◆ **Problem statement**:
Copy out the data below as written; omit any images.

— START —

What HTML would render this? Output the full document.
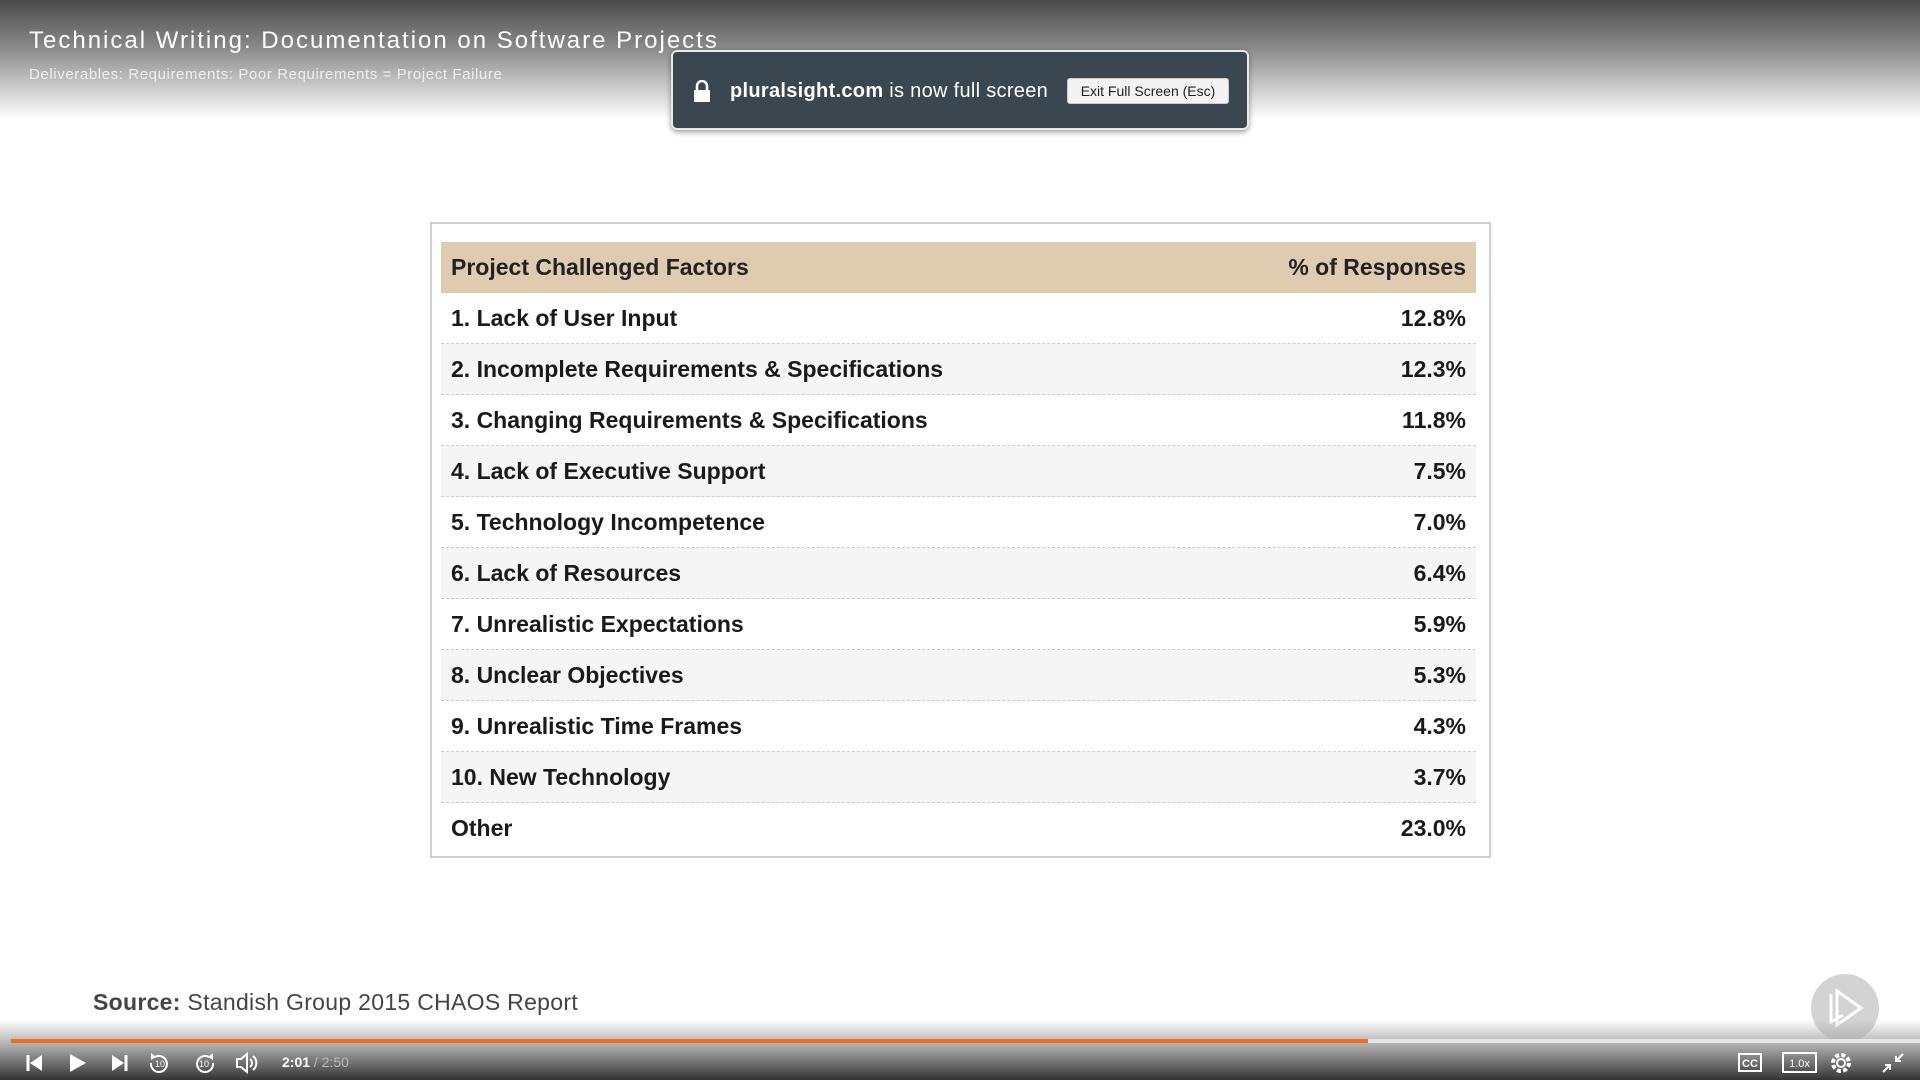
<!DOCTYPE html>
<html><head><meta charset="utf-8"><style>
*{margin:0;padding:0;box-sizing:border-box}
body{width:1920px;height:1080px;position:relative;overflow:hidden;background:#fff;font-family:"Liberation Sans",sans-serif}
.top{position:absolute;left:0;top:0;width:1920px;height:120px;background:linear-gradient(#4b4b4b,#8a8a8a 40%,#d0d0d0 75%,#fff)}
.title{position:absolute;left:29px;top:27px;color:#fff;font-size:24px;letter-spacing:2px}
.sub{position:absolute;left:29px;top:66px;color:#eee;font-size:15px;letter-spacing:0.6px}
.pop{position:absolute;left:671px;top:50px;width:578px;height:80px;background:#3a4650;border:2px solid #e8e8e8;border-radius:6px;box-shadow:0 2px 6px rgba(0,0,0,.4);color:#fff}
.pop .t{position:absolute;left:57px;top:28px;font-size:20px;letter-spacing:0.3px}
.pop .b{position:absolute;left:394px;top:26px;width:162px;height:26px;background:#f3f3f3;border:1px solid #ccc;border-radius:3px;color:#222;font-size:14px;text-align:center;line-height:24px}
.tbl{position:absolute;left:430px;top:222px;width:1061px;height:636px;border:2px solid #cfcfcf}
.row{position:absolute;left:9px;width:1035px;height:51px;font-size:23px;font-weight:bold;color:#1a1a1a;line-height:51px;border-bottom:1px dashed #ccc}
.row span{position:absolute;left:10px}
.row b{position:absolute;right:10px}
.hd{background:#dfcbb0;border:none;color:#222}
.alt{background:#f5f5f5}
.src{position:absolute;left:93px;top:989px;font-size:23px;color:#444;letter-spacing:0.3px}
.bot{position:absolute;left:0;top:1020px;width:1920px;height:60px;background:linear-gradient(rgba(255,255,255,0),#a8a8a8 45%,#333)}
.prog{position:absolute;left:11px;top:1039px;width:1909px;height:4px;background:#e6e6e6}
.prog div{width:1357px;height:4px;background:#f26b1d}
.ctl{position:absolute;top:1048px}
.time{position:absolute;left:282px;top:1054px;font-size:14px;color:#fff}
.logo{position:absolute;left:1811px;top:974px;width:68px;height:68px;border-radius:50%;background:rgba(200,200,200,.8)}
</style></head><body>
<div class="top"></div>
<div class="title">Technical Writing: Documentation on Software Projects</div>
<div class="sub">Deliverables: Requirements: Poor Requirements = Project Failure</div>
<div class="pop">
<svg style="position:absolute;left:20px;top:28px" width="18" height="22" viewBox="0 0 18 22"><path d="M4 10V6a5 5 0 0 1 10 0v4" stroke="#fff" stroke-width="2.5" fill="none"/><rect x="1" y="10" width="16" height="12" rx="1" fill="#fff"/></svg>
<div class="t"><b>pluralsight.com</b> is now full screen</div>
<div class="b">Exit Full Screen (Esc)</div>
</div>
<div class="tbl">
<div class="row hd" style="top:18px"><span>Project Challenged Factors</span><b>% of Responses</b></div>
<div class="row" style="top:69px"><span>1. Lack of User Input</span><b>12.8%</b></div>
<div class="row alt" style="top:120px"><span>2. Incomplete Requirements &amp; Specifications</span><b>12.3%</b></div>
<div class="row" style="top:171px"><span>3. Changing Requirements &amp; Specifications</span><b>11.8%</b></div>
<div class="row alt" style="top:222px"><span>4. Lack of Executive Support</span><b>7.5%</b></div>
<div class="row" style="top:273px"><span>5. Technology Incompetence</span><b>7.0%</b></div>
<div class="row alt" style="top:324px"><span>6. Lack of Resources</span><b>6.4%</b></div>
<div class="row" style="top:375px"><span>7. Unrealistic Expectations</span><b>5.9%</b></div>
<div class="row alt" style="top:426px"><span>8. Unclear Objectives</span><b>5.3%</b></div>
<div class="row" style="top:477px"><span>9. Unrealistic Time Frames</span><b>4.3%</b></div>
<div class="row alt" style="top:528px"><span>10. New Technology</span><b>3.7%</b></div>
<div class="row" style="top:579px;border:none"><span>Other</span><b>23.0%</b></div>
</div>
<div class="src"><b>Source:</b> Standish Group 2015 CHAOS Report</div>
<div class="logo"><svg width="68" height="68" viewBox="0 0 68 68"><path d="M20 20v28l12-7M26 17v34l24-17z" stroke="#fff" stroke-width="3" fill="none"/></svg></div>
<div class="bot"></div>
<div class="prog"><div></div></div>
<svg class="ctl" style="left:0" width="320" height="30" viewBox="0 0 320 30">
<g fill="#fff" stroke="#fff">
<path d="M28 7v16" stroke-width="3"/><path d="M42 7v16L30 15z" stroke="none"/>
<path d="M70 6v18l16-9z" stroke="none"/>
<path d="M112 7v16l12-8z" stroke="none"/><path d="M126 7v16" stroke-width="3"/>
<path d="M155 9a8 8 0 1 1-4 6" fill="none" stroke-width="2"/><path d="M151 5l5 4-5 3z" stroke="none"/>
<text x="160" y="19" font-size="9" font-family="Liberation Sans" stroke="none" text-anchor="middle">10</text>
<path d="M209 9a8 8 0 1 0 4 6" fill="none" stroke-width="2"/><path d="M213 5l-5 4 5 3z" stroke="none"/>
<text x="204" y="19" font-size="9" font-family="Liberation Sans" stroke="none" text-anchor="middle">10</text>
<path d="M237 11h4l6-5v18l-6-5h-4z" fill="none" stroke-width="2"/><path d="M250 11a5 5 0 0 1 0 8M253 8a9 9 0 0 1 0 14" fill="none" stroke-width="2"/>
</g></svg>
<div class="time"><b>2:01</b> <span style="color:#bbb">/ 2:50</span></div>
<svg class="ctl" style="left:1730px" width="190" height="30" viewBox="0 0 190 30">
<g fill="none" stroke="#fff" stroke-width="2">
<rect x="9" y="6" width="22" height="17"/>
<rect x="53" y="5" width="33" height="19"/>
<circle cx="111" cy="15" r="4"/><circle cx="111" cy="15" r="8" stroke-dasharray="4 2.3" stroke-width="4"/>
<path d="M153 24l7-7M155 17h5v5M173 6l-7 7M166 8v5h5"/>
</g>
<text x="20" y="19" fill="#fff" font-size="11" font-weight="bold" font-family="Liberation Sans" text-anchor="middle">CC</text>
<text x="69.5" y="19" fill="#fff" font-size="11" font-family="Liberation Sans" text-anchor="middle">1.0x</text>
</svg>
</body></html>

— END —

◆ **Reply**:
What HTML would render this? Output the full document.
<!DOCTYPE html>
<html><head><meta charset="utf-8"><style>
*{margin:0;padding:0;box-sizing:border-box}
body{width:1920px;height:1080px;position:relative;overflow:hidden;background:#fff;font-family:"Liberation Sans",sans-serif}
.top{position:absolute;left:0;top:0;width:1920px;height:120px;background:linear-gradient(#4b4b4b,#8a8a8a 40%,#d0d0d0 75%,#fff)}
.title{position:absolute;left:29px;top:27px;color:#fff;font-size:24px;letter-spacing:2px}
.sub{position:absolute;left:29px;top:66px;color:#eee;font-size:15px;letter-spacing:0.6px}
.pop{position:absolute;left:671px;top:50px;width:578px;height:80px;background:#3a4650;border:2px solid #e8e8e8;border-radius:6px;box-shadow:0 2px 6px rgba(0,0,0,.4);color:#fff}
.pop .t{position:absolute;left:57px;top:28px;font-size:20px;letter-spacing:0.3px}
.pop .b{position:absolute;left:394px;top:26px;width:162px;height:26px;background:#f3f3f3;border:1px solid #ccc;border-radius:3px;color:#222;font-size:14px;text-align:center;line-height:24px}
.tbl{position:absolute;left:430px;top:222px;width:1061px;height:636px;border:2px solid #cfcfcf}
.row{position:absolute;left:9px;width:1035px;height:51px;font-size:23px;font-weight:bold;color:#1a1a1a;line-height:51px;border-bottom:1px dashed #ccc}
.row span{position:absolute;left:10px}
.row b{position:absolute;right:10px}
.hd{background:#dfcbb0;border:none;color:#222}
.alt{background:#f5f5f5}
.src{position:absolute;left:93px;top:989px;font-size:23px;color:#444;letter-spacing:0.3px}
.bot{position:absolute;left:0;top:1020px;width:1920px;height:60px;background:linear-gradient(rgba(255,255,255,0),#a8a8a8 45%,#333)}
.prog{position:absolute;left:11px;top:1039px;width:1909px;height:4px;background:#e6e6e6}
.prog div{width:1357px;height:4px;background:#f26b1d}
.ctl{position:absolute;top:1048px}
.time{position:absolute;left:282px;top:1054px;font-size:14px;color:#fff}
.logo{position:absolute;left:1811px;top:974px;width:68px;height:68px;border-radius:50%;background:rgba(200,200,200,.8)}
</style></head><body>
<div class="top"></div>
<div class="title">Technical Writing: Documentation on Software Projects</div>
<div class="sub">Deliverables: Requirements: Poor Requirements = Project Failure</div>
<div class="pop">
<svg style="position:absolute;left:20px;top:28px" width="18" height="22" viewBox="0 0 18 22"><path d="M4 10V6a5 5 0 0 1 10 0v4" stroke="#fff" stroke-width="2.5" fill="none"/><rect x="1" y="10" width="16" height="12" rx="1" fill="#fff"/></svg>
<div class="t"><b>pluralsight.com</b> is now full screen</div>
<div class="b">Exit Full Screen (Esc)</div>
</div>
<div class="tbl">
<div class="row hd" style="top:18px"><span>Project Challenged Factors</span><b>% of Responses</b></div>
<div class="row" style="top:69px"><span>1. Lack of User Input</span><b>12.8%</b></div>
<div class="row alt" style="top:120px"><span>2. Incomplete Requirements &amp; Specifications</span><b>12.3%</b></div>
<div class="row" style="top:171px"><span>3. Changing Requirements &amp; Specifications</span><b>11.8%</b></div>
<div class="row alt" style="top:222px"><span>4. Lack of Executive Support</span><b>7.5%</b></div>
<div class="row" style="top:273px"><span>5. Technology Incompetence</span><b>7.0%</b></div>
<div class="row alt" style="top:324px"><span>6. Lack of Resources</span><b>6.4%</b></div>
<div class="row" style="top:375px"><span>7. Unrealistic Expectations</span><b>5.9%</b></div>
<div class="row alt" style="top:426px"><span>8. Unclear Objectives</span><b>5.3%</b></div>
<div class="row" style="top:477px"><span>9. Unrealistic Time Frames</span><b>4.3%</b></div>
<div class="row alt" style="top:528px"><span>10. New Technology</span><b>3.7%</b></div>
<div class="row" style="top:579px;border:none"><span>Other</span><b>23.0%</b></div>
</div>
<div class="src"><b>Source:</b> Standish Group 2015 CHAOS Report</div>
<div class="logo"><svg width="68" height="68" viewBox="0 0 68 68"><path d="M20 20v28l12-7M26 17v34l24-17z" stroke="#fff" stroke-width="3" fill="none"/></svg></div>
<div class="bot"></div>
<div class="prog"><div></div></div>
<svg class="ctl" style="left:0" width="320" height="30" viewBox="0 0 320 30">
<g fill="#fff" stroke="#fff">
<path d="M28 7v16" stroke-width="3"/><path d="M42 7v16L30 15z" stroke="none"/>
<path d="M70 6v18l16-9z" stroke="none"/>
<path d="M112 7v16l12-8z" stroke="none"/><path d="M126 7v16" stroke-width="3"/>
<path d="M155 9a8 8 0 1 1-4 6" fill="none" stroke-width="2"/><path d="M151 5l5 4-5 3z" stroke="none"/>
<text x="160" y="19" font-size="9" font-family="Liberation Sans" stroke="none" text-anchor="middle">10</text>
<path d="M209 9a8 8 0 1 0 4 6" fill="none" stroke-width="2"/><path d="M213 5l-5 4 5 3z" stroke="none"/>
<text x="204" y="19" font-size="9" font-family="Liberation Sans" stroke="none" text-anchor="middle">10</text>
<path d="M237 11h4l6-5v18l-6-5h-4z" fill="none" stroke-width="2"/><path d="M250 11a5 5 0 0 1 0 8M253 8a9 9 0 0 1 0 14" fill="none" stroke-width="2"/>
</g></svg>
<div class="time"><b>2:01</b> <span style="color:#bbb">/ 2:50</span></div>
<svg class="ctl" style="left:1730px" width="190" height="30" viewBox="0 0 190 30">
<g fill="none" stroke="#fff" stroke-width="2">
<rect x="9" y="6" width="22" height="17"/>
<rect x="53" y="5" width="33" height="19"/>
<circle cx="111" cy="15" r="4"/><circle cx="111" cy="15" r="8" stroke-dasharray="4 2.3" stroke-width="4"/>
<path d="M153 24l7-7M155 17h5v5M173 6l-7 7M166 8v5h5"/>
</g>
<text x="20" y="19" fill="#fff" font-size="11" font-weight="bold" font-family="Liberation Sans" text-anchor="middle">CC</text>
<text x="69.5" y="19" fill="#fff" font-size="11" font-family="Liberation Sans" text-anchor="middle">1.0x</text>
</svg>
</body></html>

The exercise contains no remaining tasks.